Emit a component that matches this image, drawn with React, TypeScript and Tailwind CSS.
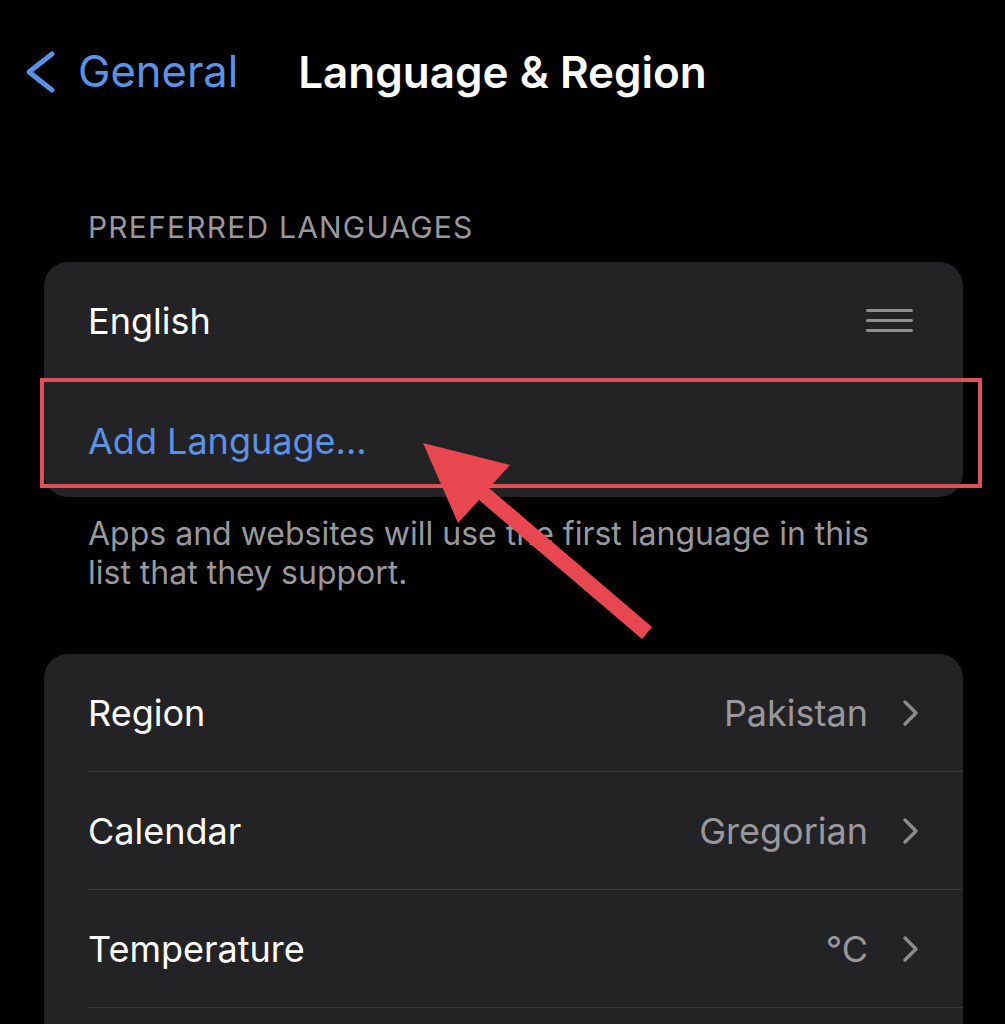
interface SettingRow {
  label: string;
  value: string;
}

const rows: SettingRow[] = [
  { label: "Region", value: "Pakistan" },
  { label: "Calendar", value: "Gregorian" },
  { label: "Temperature", value: "°C" },
];

function Chevron() {
  return (
    <svg width="17" height="28" viewBox="0 0 17 28" className="ml-[34px]">
      <polyline points="3,3 14,14 3,25" fill="none" stroke="#8a8a8e" strokeWidth="3.4" strokeLinecap="round" strokeLinejoin="round" />
    </svg>
  );
}

export default function App() {
  return (
    <div
      className="relative w-[1005px] h-[1024px] overflow-hidden bg-black text-white"
      style={{ fontFamily: "Inter, 'Noto Sans', sans-serif" }}
    >
      {/* Nav bar */}
      <div className="h-[144px] flex items-center">
        <div className="flex items-center pl-[24px] text-[#5c92e6]">
          <svg width="32" height="44" viewBox="0 0 32 44">
            <polyline points="28,4 5,22 28,40" fill="none" stroke="#5c92e6" strokeWidth="5" strokeLinecap="round" strokeLinejoin="round" />
          </svg>
          <span className="ml-[22px] text-[43.5px] leading-none">General</span>
        </div>
        <h1 className="ml-[60px] text-[44px] leading-none font-semibold">Language &amp; Region</h1>
      </div>

      {/* Preferred languages */}
      <div className="h-[118px] flex items-end pb-[17px] pl-[88px]">
        <p className="text-[30px] leading-[36px] text-[#98989d] tracking-[1.2px]">PREFERRED LANGUAGES</p>
      </div>

      <div className="relative ml-[44px] w-[919px] rounded-[24px] bg-[#232325]">
        <div className="h-[118px] flex items-center justify-between pl-[44px] pr-[50px] border-b border-[#38383a]">
          <span className="text-[36px]">English</span>
          <div className="flex flex-col gap-[7px]">
            <div className="w-[47px] h-[3px] rounded-full bg-[#8e8e93]" />
            <div className="w-[47px] h-[3px] rounded-full bg-[#8e8e93]" />
            <div className="w-[47px] h-[3px] rounded-full bg-[#8e8e93]" />
          </div>
        </div>
        <div className="h-[117px] flex items-center pl-[44px]">
          <span className="text-[36px] text-[#5c92e6] mt-[5px]">Add Language...</span>
        </div>
        {/* highlight box */}
        <div className="absolute left-[-4px] top-[116px] w-[942px] h-[110px] border-4 border-[#e0505a]" />
      </div>

      <p className="mt-[17px] pl-[88px] w-[900px] text-[32px] leading-[39px] text-[#98989d]">
        Apps and websites will use the first language in this list that they support.
      </p>

      {/* Region settings */}
      <div className="mt-[62px] ml-[44px] w-[919px] pb-[40px] rounded-[24px] bg-[#232325]">
        {rows.map((row) => (
          <div key={row.label} className="pl-[44px]">
            <div className="h-[118px] flex items-center justify-between pr-[44px] border-b border-[#38383a]">
              <span className="text-[36px]">{row.label}</span>
              <div className="flex items-center">
                <span className="text-[36px] text-[#98989d]">{row.value}</span>
                <Chevron />
              </div>
            </div>
          </div>
        ))}
      </div>

      {/* Annotation arrow */}
      <svg className="absolute inset-0 pointer-events-none" width="1005" height="1024" viewBox="0 0 1005 1024">
        <polygon
          points="423,443 510,465 489,488 652,627 642,639 479,500 458,523"
          fill="#e8474f"
        />
      </svg>
    </div>
  );
}
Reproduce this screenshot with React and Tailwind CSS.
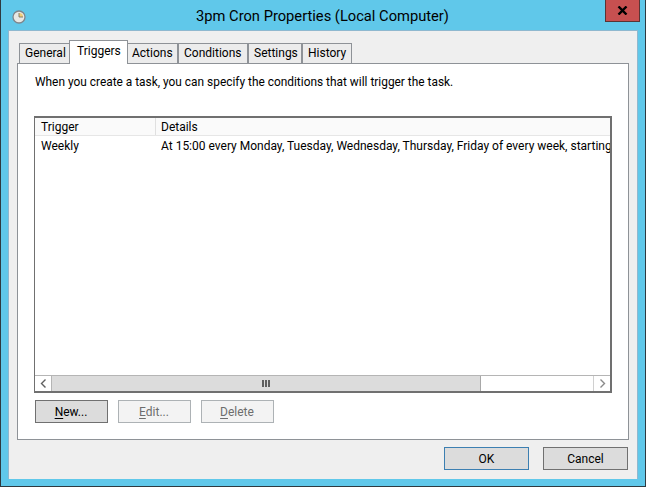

Given request: Leave the images out, please, and restate each line word for word.

Output for this task:
Emit a component that matches this image, drawn with React, TypeScript and Tailwind CSS.
interface SettingRow {
  label: string;
  value: string;
}

const rows: SettingRow[] = [
  { label: "Region", value: "Pakistan" },
  { label: "Calendar", value: "Gregorian" },
  { label: "Temperature", value: "°C" },
];

function Chevron() {
  return (
    <svg width="17" height="28" viewBox="0 0 17 28" className="ml-[34px]">
      <polyline points="3,3 14,14 3,25" fill="none" stroke="#8a8a8e" strokeWidth="3.4" strokeLinecap="round" strokeLinejoin="round" />
    </svg>
  );
}

export default function App() {
  return (
    <div
      className="relative w-[1005px] h-[1024px] overflow-hidden bg-black text-white"
      style={{ fontFamily: "Inter, 'Noto Sans', sans-serif" }}
    >
      {/* Nav bar */}
      <div className="h-[144px] flex items-center">
        <div className="flex items-center pl-[24px] text-[#5c92e6]">
          <svg width="32" height="44" viewBox="0 0 32 44">
            <polyline points="28,4 5,22 28,40" fill="none" stroke="#5c92e6" strokeWidth="5" strokeLinecap="round" strokeLinejoin="round" />
          </svg>
          <span className="ml-[22px] text-[43.5px] leading-none">General</span>
        </div>
        <h1 className="ml-[60px] text-[44px] leading-none font-semibold">Language &amp; Region</h1>
      </div>

      {/* Preferred languages */}
      <div className="h-[118px] flex items-end pb-[17px] pl-[88px]">
        <p className="text-[30px] leading-[36px] text-[#98989d] tracking-[1.2px]">PREFERRED LANGUAGES</p>
      </div>

      <div className="relative ml-[44px] w-[919px] rounded-[24px] bg-[#232325]">
        <div className="h-[118px] flex items-center justify-between pl-[44px] pr-[50px] border-b border-[#38383a]">
          <span className="text-[36px]">English</span>
          <div className="flex flex-col gap-[7px]">
            <div className="w-[47px] h-[3px] rounded-full bg-[#8e8e93]" />
            <div className="w-[47px] h-[3px] rounded-full bg-[#8e8e93]" />
            <div className="w-[47px] h-[3px] rounded-full bg-[#8e8e93]" />
          </div>
        </div>
        <div className="h-[117px] flex items-center pl-[44px]">
          <span className="text-[36px] text-[#5c92e6] mt-[5px]">Add Language...</span>
        </div>
        {/* highlight box */}
        <div className="absolute left-[-4px] top-[116px] w-[942px] h-[110px] border-4 border-[#e0505a]" />
      </div>

      <p className="mt-[17px] pl-[88px] w-[900px] text-[32px] leading-[39px] text-[#98989d]">
        Apps and websites will use the first language in this list that they support.
      </p>

      {/* Region settings */}
      <div className="mt-[62px] ml-[44px] w-[919px] pb-[40px] rounded-[24px] bg-[#232325]">
        {rows.map((row) => (
          <div key={row.label} className="pl-[44px]">
            <div className="h-[118px] flex items-center justify-between pr-[44px] border-b border-[#38383a]">
              <span className="text-[36px]">{row.label}</span>
              <div className="flex items-center">
                <span className="text-[36px] text-[#98989d]">{row.value}</span>
                <Chevron />
              </div>
            </div>
          </div>
        ))}
      </div>

      {/* Annotation arrow */}
      <svg className="absolute inset-0 pointer-events-none" width="1005" height="1024" viewBox="0 0 1005 1024">
        <polygon
          points="423,443 510,465 489,488 652,627 642,639 479,500 458,523"
          fill="#e8474f"
        />
      </svg>
    </div>
  );
}
Reproduce this screenshot with React and Tailwind CSS.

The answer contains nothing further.